The Apostle seems in the text to meet with them by way of
answer, "Do you know all this? Then the greater is your sin—that you don't
do it. "To him who knows to do good, and does it not—to him it is sin."
I shall only explain this phrase, "to him it is sin";
that is, it is a heinous sin.
Every infirmity, everything which falls short of
the rule, is sin—much more that which contradicts the rule. This
man's sin has an emphasis; it is a crimson sin, and it shall have a greater
punishment. "The servant will be severely punished, for though he knew his
duty, he refused to do it!" Luke 12:47. If he who sins ignorantly is
damned—then he who sins knowingly shall be doubly damned!
I. Doctrine implied—we ought to know to do good. We ought
to know our duty.
II. We ought not only to know to do good but to do it.
III. He who knows to do good and does it not is, of all
others, the most guilty.
I. Doctrine implied—we ought to know to do good.

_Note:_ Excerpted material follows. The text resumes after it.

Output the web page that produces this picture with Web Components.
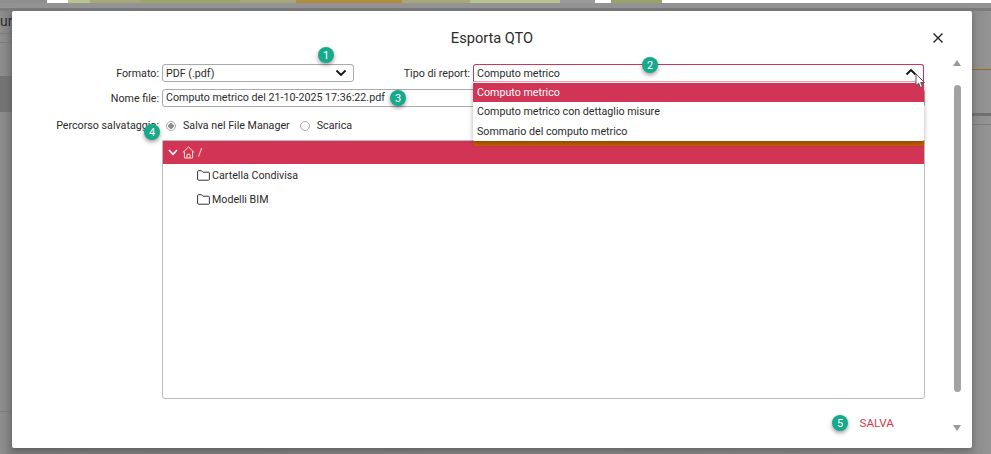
<!DOCTYPE html>
<html lang="it">
<head>
<meta charset="utf-8">
<title>Esporta QTO</title>
<style>
	html, body { margin: 0; height: 100%; }
	body { font-family: Roboto, "Liberation Sans", sans-serif; color: #2b2b2b; overflow: hidden; background: #8b8b8b; }
</style>
</head>
<body>
<app-backdrop>
	<qto-dialog heading="Esporta QTO">
		<form-row label="Formato:" label-width="148">
			<qto-select value="PDF (.pdf)" width="192"><num-badge style="left:156px;top:-17px">1</num-badge></qto-select>
			<form-row nested label="Tipo di report:" label-width="117">
				<qto-select value="Computo metrico" width="451" open>
					<num-badge style="left:169px;top:-7px">2</num-badge>
				</qto-select>
			</form-row>
		</form-row>
		<form-row label="Nome file:" label-width="148">
			<qto-input value="Computo metrico del 21-10-2025 17:36:22.pdf" width="763"><num-badge style="left:228px;top:1px">3</num-badge></qto-input>
		</form-row>
		<form-row radios label="Percorso salvataggio:" label-width="148">
			<radio-option checked>Salva nel File Manager</radio-option>
			<radio-option>Scarica</radio-option>
			<num-badge style="left:132px;top:10px">4</num-badge>
		</form-row>
		<folder-tree>
			<folder-item>Cartella Condivisa</folder-item>
			<folder-item>Modelli BIM</folder-item>
		</folder-tree>
		<save-bar></save-bar>
	</qto-dialog>
</app-backdrop>

<script>
class AppBackdrop extends HTMLElement {
	constructor(){
		super();
		this.attachShadow({mode:"open"});
		this.shadowRoot.innerHTML = `
			<style>
				:host {
					display: flex;
					box-sizing: border-box;
					height: 454px;
					padding: 11px 19px 6px 12px;
					position: relative;
					background: linear-gradient(90deg,#8f8f8f 0,#7e7e7e 12px,#8a8a8a 972px,#959595 991px);
				}
				.map {
					position: absolute;
					left: 0; top: 0; right: 0;
					height: 3px;
					background: linear-gradient(90deg,#8f8f8f 0 47px,#fff 47px 68px,#b9c291 68px 90px,#a8a67f 90px 140px,#9ba66c 140px 240px,#a8a67f 240px 296px,#b08d3e 296px 402px,#a8a67f 402px 470px,#b9c291 470px 560px,#9a9a9a 560px 595px,#fff 595px 611px,#98a36b 611px 662px,#fff 662px);
				}
				.band {
					position: absolute;
					left: 0; right: 0;
					top: 3px;
					height: 8px;
					background: linear-gradient(#939393 0 5px,#7b7b7b 5px);
				}
				.word {
					position: absolute;
					left: 0; top: 13px;
					font: 14px Roboto, sans-serif;
					color: #2d2d2d;
				}
				.shade { position: absolute; left: 0; width: 12px; top: 76px; height: 36px; background: #737373; }
				.rule-l { position: absolute; left: 0; width: 12px; top: 33px; height: 1px; background: #7a7a7a; }
				.rule-l2 { position: absolute; left: 0; width: 12px; top: 42px; height: 1px; background: #7a7a7a; }
				.rule-l3 { position: absolute; left: 0; width: 12px; top: 411px; height: 1px; background: #7a7a7a; }
				.orange { position: absolute; left: 972px; right: 0; top: 69px; height: 1px; background: #a0651f; }
				.dark { position: absolute; left: 972px; right: 0; top: 113px; height: 3px; background: #6f6f6f; }
				.rule-r { position: absolute; left: 972px; right: 0; top: 124px; height: 1px; background: #7b7b7b; }
				::slotted(*) { position: relative; z-index: 1; }
			</style>
			<div class="map"></div>
			<div class="band"></div>
			<div class="word">ur</div>
			<div class="shade"></div>
			<div class="rule-l"></div><div class="rule-l2"></div><div class="rule-l3"></div>
			<div class="orange"></div><div class="dark"></div><div class="rule-r"></div>
			<slot></slot>
		`;
	}
}
customElements.define("app-backdrop",AppBackdrop);

class QtoDialog extends HTMLElement {
	constructor(){
		super();
		this.attachShadow({mode:"open"});
		this.shadowRoot.innerHTML = `
			<style>
				:host {
					display: flex;
					flex-direction: column;
					width: 960px;
					height: 437px;
					background: #fff;
					border-radius: 2px;
					box-shadow: 0 3px 6px #00000040;
				}
				header {
					display: flex;
					align-items: center;
					justify-content: center;
					height: 53px;
					flex: none;
					position: relative;
					font-size: 14.6px;
					color: #2b2b2b;
					box-sizing: border-box;
				}
				header svg { position: absolute; left: 920px; top: 21px; }
				.body { flex: 1; display: flex; min-height: 0; }
				.main { width: 934px; flex: none; display: flex; flex-direction: column; }
				.track { flex: none; display: flex; flex-direction: column; align-items: center; padding: 0 0 17px; width: 22px; box-sizing: border-box; }
				.up { margin-top: -4px; width: 0; height: 0; border: 4px solid transparent; border-top: 0; border-bottom: 6px solid #9a9a9a; }
				.thumb { width: 7px; height: 307px; margin-top: 19px; background: #a3a3a3; border-radius: 4px; }
				.down { margin-top: auto; width: 0; height: 0; border: 4px solid transparent; border-bottom: 0; border-top: 6px solid #9a9a9a; }
			</style>
			<header>
				<span id="title"></span>
				<svg width="12" height="12" viewBox="0 0 12 12"><path d="M1.5 1.5 10.5 10.5M10.5 1.5 1.5 10.5" stroke="#222" stroke-width="1.4" fill="none"/></svg>
			</header>
			<div class="body">
				<div class="main"><slot></slot></div>
				<div class="track"><div class="up"></div><div class="thumb"></div><div class="down"></div></div>
			</div>
		`;
		this.shadowRoot.getElementById("title").textContent = this.getAttribute("heading");
	}
}
customElements.define("qto-dialog",QtoDialog);

class FormRow extends HTMLElement {
	constructor(){
		super();
		this.attachShadow({mode:"open"});
		this.shadowRoot.innerHTML = `
			<style>
				:host {
					display: flex;
					align-items: center;
					position: relative;
					font-size: 10.7px;
					color: #2b2b2b;
					margin-bottom: 7px;
				}
				:host([nested]) { margin-bottom: 0; }
				:host([radios]) { margin-bottom: 3px; height: 23px; }
				label { text-align: right; flex: none; padding-right: 3px; box-sizing: border-box; white-space: nowrap; }
				.fields { display: flex; align-items: center; }
			</style>
			<label></label>
			<div class="fields"><slot></slot></div>
		`;
		let l = this.shadowRoot.querySelector("label");
		l.textContent = this.getAttribute("label");
		l.style.width = (Number(this.getAttribute("label-width"))+2)+"px";
	}
}
customElements.define("form-row",FormRow);

class QtoSelect extends HTMLElement {
	constructor(){
		super();
		this.attachShadow({mode:"open"});
		let open = this.hasAttribute("open");
		this.shadowRoot.innerHTML = `
			<style>
				:host { display: block; position: relative; }
				.box {
					display: flex;
					align-items: center;
					justify-content: space-between;
					box-sizing: border-box;
					height: 18px;
					padding: 0 4px 0 3px;
					border: 1px solid #aaa;
					border-radius: 3px;
					font-size: 10.7px;
					color: #2b2b2b;
				}
				.box.open { border: 1.5px solid #d13455; border-bottom-color: #e9a9b7; border-radius: 3px 3px 0 0; }
				.box.open svg { transform: translateY(-1px); }
				svg { margin-right: 2px; }
				.menu {
					position: absolute;
					left: 0; right: 0; top: 19px;
					z-index: 3;
					background: #fff;
					box-shadow: 0 2px 5px #00000050;
					border-radius: 0 0 2px 2px;
				}
				.menu div { height: 19.3px; line-height: 20.3px; padding: 0 4px; font-size: 10.7px; color: #2b2b2b; }
				.menu div:last-child { line-height: 19.3px; }
				.menu .on { background: #d13455; color: #fff; }
				.lip {
					position: absolute;
					left: 0; right: 0; top: 77px;
					height: 5px;
					z-index: 2;
					background: #c46200;
					border-radius: 0 0 3px 3px;
				}
				.cursor { position: absolute; right: -2px; top: 9px; z-index: 4; margin: 0; }
				::slotted(num-badge) { z-index: 5; }
			</style>
			<div class="box ${open?"open":""}">
				<span id="value"></span>
				<svg width="12" height="8" viewBox="0 0 12 8"><path d="${open?"M1.5 6.5 6 2 10.5 6.5":"M1.5 1.5 6 6 10.5 1.5"}" stroke="#111" stroke-width="1.8" fill="none"/></svg>
			</div>
			${open?`
			<div class="lip"></div>
			<div class="menu">
				<div class="on">Computo metrico</div>
				<div>Computo metrico con dettaglio misure</div>
				<div>Sommario del computo metrico</div>
			</div>
			<svg class="cursor" width="11" height="16" viewBox="0 0 11 16"><path d="M1 1V12.5L3.6 10.2 5.4 14.5 7.5 13.6 5.7 9.5H9.4Z" fill="#fff" stroke="#555" stroke-width="1"/></svg>
			`:""}
			<slot></slot>
		`;
		this.style.width = this.getAttribute("width")+"px";
		this.shadowRoot.getElementById("value").textContent = this.getAttribute("value");
	}
}
customElements.define("qto-select",QtoSelect);

class QtoInput extends HTMLElement {
	constructor(){
		super();
		this.attachShadow({mode:"open"});
		this.shadowRoot.innerHTML = `
			<style>
				:host { display: block; position: relative; }
				.box {
					box-sizing: border-box;
					height: 18px;
					line-height: 16px;
					padding: 0 3px;
					border: 1px solid #aaa;
					border-radius: 3px;
					font-size: 10.7px;
					color: #2b2b2b;
				}
			</style>
			<div class="box" id="value"></div>
			<slot></slot>
		`;
		this.style.width = this.getAttribute("width")+"px";
		this.shadowRoot.getElementById("value").textContent = this.getAttribute("value");
	}
}
customElements.define("qto-input",QtoInput);

class RadioOption extends HTMLElement {
	constructor(){
		super();
		this.attachShadow({mode:"open"});
		this.shadowRoot.innerHTML = `
			<style>
				:host {
					display: inline-flex;
					align-items: center;
					gap: 7px;
					margin-left: 4px;
					margin-right: 6px;
					font-size: 10.7px;
					color: #2b2b2b;
				}
				i {
					display: block;
					box-sizing: border-box;
					width: 10px; height: 10px;
					border-radius: 50%;
					border: 1px solid #aaa;
				}
				:host([checked]) i { background: radial-gradient(circle,#8f8f8f 0 2.6px,#fff 3px); }
			</style>
			<i></i><slot></slot>
		`;
	}
}
customElements.define("radio-option",RadioOption);

class FolderTree extends HTMLElement {
	constructor(){
		super();
		this.attachShadow({mode:"open"});
		this.shadowRoot.innerHTML = `
			<style>
				:host {
					display: block;
					box-sizing: border-box;
					margin-left: 150px;
					width: 763px;
					height: 259px;
					border: 1px solid #bbb;
					border-radius: 0 0 3px 3px;
				}
				.root {
					display: flex;
					align-items: center;
					gap: 4px;
					height: 23px;
					padding-left: 5px;
					background: #d13455;
					color: #ffe9c8;
					font-size: 10.7px;
				}
				.items { padding: 0 0 0 34px; }
			</style>
			<div class="root">
				<svg width="10" height="7" viewBox="0 0 10 7"><path d="M1 1 5 5.3 9 1" stroke="#fff" stroke-width="1.6" fill="none"/></svg>
				<svg width="13" height="13" viewBox="0 0 13 13"><path d="M.8 6.5 6.5 1l5.7 5.500M2.400 5.400V12h8.200V5.400M5 12V8.300h3V12" stroke="#ffe4c8" stroke-width="1" fill="none"/></svg>
				<span style="margin-left:-1px">/</span>
			</div>
			<div class="items"><slot></slot></div>
		`;
	}
}
customElements.define("folder-tree",FolderTree);

class FolderItem extends HTMLElement {
	constructor(){
		super();
		this.attachShadow({mode:"open"});
		this.shadowRoot.innerHTML = `
			<style>
				:host {
					display: flex;
					align-items: center;
					gap: 2px;
					height: 23.5px;
					font-size: 10.7px;
					color: #2b2b2b;
				}
			</style>
			<svg width="13" height="11" viewBox="0 0 13 11"><path d="M.6 9.200V1.600Q.6.700 1.500.700H4.500L5.800 2.200H11.500Q12.400 2.200 12.400 3.100V9.300Q12.400 10.200 11.500 10.200H1.600Q.6 10.200.6 9.200Z" stroke="#333" stroke-width="1" fill="none"/></svg>
			<slot></slot>
		`;
	}
}
customElements.define("folder-item",FolderItem);

class SaveBar extends HTMLElement {
	constructor(){
		super();
		this.attachShadow({mode:"open"});
		this.shadowRoot.innerHTML = `
			<style>
				:host {
					display: flex;
					justify-content: flex-end;
					align-items: center;
					position: relative;
					height: 24px;
					margin-top: 12px;
					padding-right: 52px;
					font-size: 11.7px;
					color: #d9394f;
				}
				num-badge { left: 820px; top: 4px; }
			</style>
			<num-badge>5</num-badge>
			<span>SALVA</span>
		`;
	}
}
customElements.define("save-bar",SaveBar);

class NumBadge extends HTMLElement {
	constructor(){
		super();
		this.attachShadow({mode:"open"});
		this.shadowRoot.innerHTML = `
			<style>
				:host {
					display: flex;
					align-items: center;
					justify-content: center;
					position: absolute;
					z-index: 6;
					width: 16px;
					height: 16px;
					border-radius: 50%;
					background: #17a98c;
					color: #fff;
					font-size: 11px;
					box-shadow: 0 2px 4px #00000066;
				}
			</style>
			<slot></slot>
		`;
	}
}
customElements.define("num-badge",NumBadge);
</script>
</body>
</html>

We ought to be well-informed of those things which are to be done by us in
order to salvation. The written Word is a rule of knowledge—and the preached
Word is a commentary upon the written Word. Both of them are to enrich our
understanding and to nurture us up in the knowledge of that which is good.
The reasons why we should know to do good are:
1. Knowledge is our lamp and star to guide us in the
truth. It shows us what we are to do—and what we are to leave undone. If we
do not know that which is good—we can never practice it.
2. Knowledge is the foundation of all grace.
"Those who know your name, will put their trust in you," Psalm 9:10.
"This is my prayer: that your love may abound more and more in
knowledge and depth of insight." Philippians 1:9 The Apostle joins these
two, knowledge and perseverance. Such as are unlearned will be
3. The chief work in conversion consists in knowledge.
Romans 12:2, "Be transformed by the renewing of your mind." The mind being
renewed, the man is transformed. The first part of God's image consists in
knowledge, Colossians 3:10.
4. There is nothing in religion, though ever so
excellent, which can do us good without knowledge.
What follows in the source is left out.